Toyota has reported an 8.1% drop in fiscal third quarter profit as a global shortage of computer chips and soaring raw material costs battering the industry hit Japan’s top car maker.
The firm’s October-December profit totalled 727.9 billion yen (£4.6 billion), down from 791.7 billion yen (£5 billion) the previous year.
The company said it is doing its best to find other chips suppliers to keep up with demand. Higher material and energy costs slashed profitability, it said.
Toyota kept its global consolidated vehicles sales forecast for the fiscal year, which ends in March, unchanged at 10.4 million vehicles. That would be little changed from what it sold in the previous fiscal year, at 10.38 million vehicles.
Quarterly sales rose 25% to 9.75 trillion yen (£61 billion).
Toyota said although its operating income in Japan got a boost from currency fluctuations recently, in which the Japanese yen has dropped against other currencies, that hurt its profits in the US and Europe.
A weak yen lifts the earnings of Japanese exporters like Toyota by boosting the value of their overseas earnings when converted into yen.
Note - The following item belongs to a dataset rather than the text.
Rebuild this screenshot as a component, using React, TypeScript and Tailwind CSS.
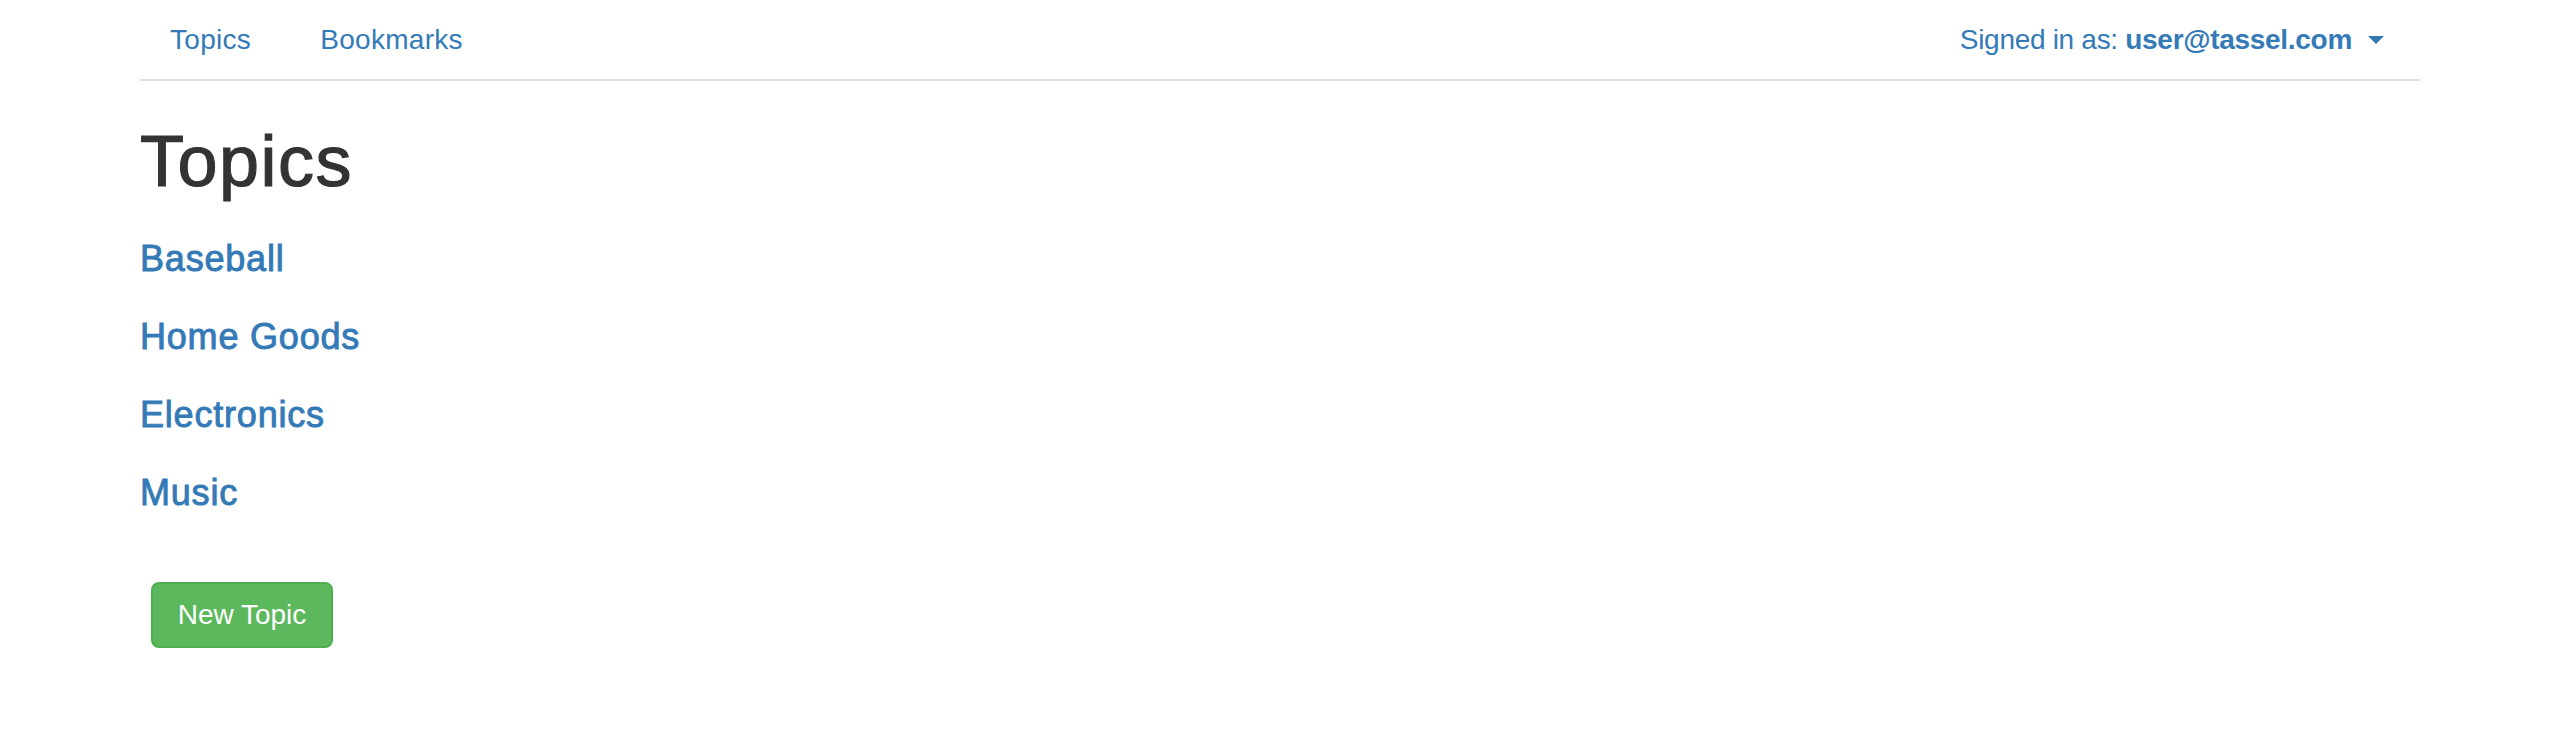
const topics = ['Baseball', 'Home Goods', 'Electronics', 'Music']

export default function App() {
  return (
    <div className="min-h-[741px] w-full bg-white font-['Liberation_Sans',Arial,sans-serif] text-[#333]">
      <div className="mx-auto w-[2280px]">
        {/* nav tabs */}
        <nav className="flex h-[81px] items-start justify-between border-b-2 border-[#ddd]">
          <ul className="flex">
            <li>
              <a href="#" className="block px-[30px] py-[20px] text-[28px] leading-[40px] tracking-[0.3px] text-[#337ab7]">
                Topics
              </a>
            </li>
            <li className="ml-[9px]">
              <a href="#" className="block px-[30px] py-[20px] text-[28px] leading-[40px] tracking-[0.3px] text-[#337ab7]">
                Bookmarks
              </a>
            </li>
          </ul>
          <a href="#" className="flex items-center py-[20px] pr-[36px] text-[28px] leading-[40px] tracking-[-0.3px] text-[#337ab7]">
            <span>
              Signed in as: <span className="font-bold">user@tassel.com</span>
            </span>
            <span className="ml-[16px] inline-block h-0 w-0 border-x-[8px] border-t-[8px] border-x-transparent border-t-[#337ab7]" />
          </a>
        </nav>

        <h1 className="mt-[41px] text-[72px] font-medium leading-[79px] tracking-[1.5px] [-webkit-text-stroke:1.2px_#333]">
          Topics
        </h1>

        <div className="mt-[38px] flex flex-col gap-[38px]">
          {topics.map((t) => (
            <h4
              key={t}
              className="text-[36px] font-medium leading-[40px] tracking-[0.8px] [-webkit-text-stroke:0.9px_#337ab7]"
            >
              <a href="#" className="text-[#337ab7]">
                {t}
              </a>
            </h4>
          ))}
        </div>

        <button
          type="button"
          className="ml-[11px] mt-[69px] flex h-[66px] w-[182px] items-center justify-center rounded-[8px] border-2 border-[#4cae4c] bg-[#5cb85c] text-[28px] text-white"
        >
          New Topic
        </button>
      </div>
    </div>
  )
}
The US dollar was trading at about 115 yen a year ago but is now at nearly 130 yen.
Toyota expects to earn 2.36 trillion yen (£15 billion) in profit for the full fiscal year, unchanged from its earlier forecast. That’s lower than its year-ago annual profit of 2.85 trillion yen (£18 billion).
Akio Toyoda, grandson of the company founder, plans to step down as Toyota’s chief executive while staying on as chairman in a move apparently aimed at freshening up its image and highlighting that it is shifting gears for a new era of electric vehicles.
The new chief executive, Koji Sato, is in his 50s, young by Japanese standards for top management at mainstream companies. He has an engineering background and has worked in the Lexus luxury brand division and branding operations and at Toyota Gazoo Racing Company.
Mr Sato will be steering Toyota’s move to greener vehicles, including electric and hydrogen-powered cars. The personnel changes, which kick in on April 1, need shareholders’ approval, scheduled for the next general meeting.
Like the rest of the industry, the maker of the Camry sedan, Prius hybrid and Lexus luxury models faces various challenges, including rising interest rates, inflation, fluctuating exchange rates and political uncertainties around the world.
The global car industry has been slammed for some time by supply chain crunches because of disruptions from the pandemic.